Several more rhetorical questions later, we meet SAM and TIAN - the apparent owners of the "journals" we will be reading. Ah, but just when you thought you'd be enjoying voyeuristic fun, it is revealed:
Are these two guys for real? Mainly "Yes!" with a bit of "No". They are composite characters formulated for the purpose of getting real-life information across in an appealing manner...
So these two people you've languished so much detail and colour on aren't actual people?
But they are based on real people, on seven living A*STAR scholars whose identities will be revealed...

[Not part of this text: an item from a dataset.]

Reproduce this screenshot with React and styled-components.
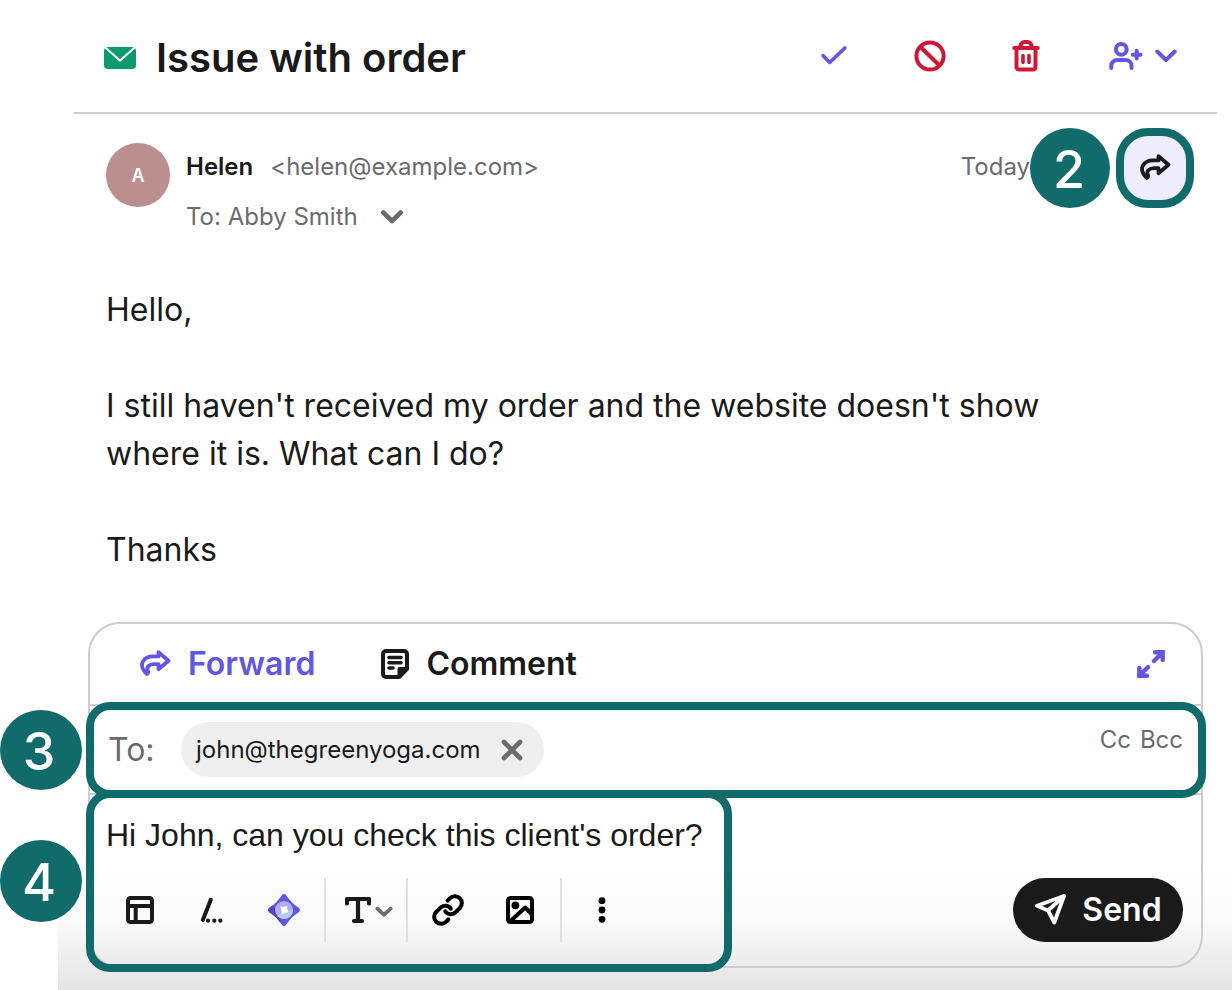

Well, aside from the fact that these are two fake people whose fake journals and fake emails we will be falsely violating, I'm just wondering why they're both chinese. I mean, to be politically correct and accurate to Singapore's famously multi-racial demographic, shouldn't one of them be like, one quarter Malay, another quarter Indian and maybe throw in some "Others" blood in their "composite" character somewhere? And why they're both good-looking. Scholars are not supermodel drop dead gorgeous and the face of this imaginary girl here looks rather like Annabelle Francis.
Hey Sam,
Will happily read the attachment right now.
Really sweet dreams. tian.
If this is A*STAR's or the government's idea of fun, I find it somehow, somewhat unsettling. And funny.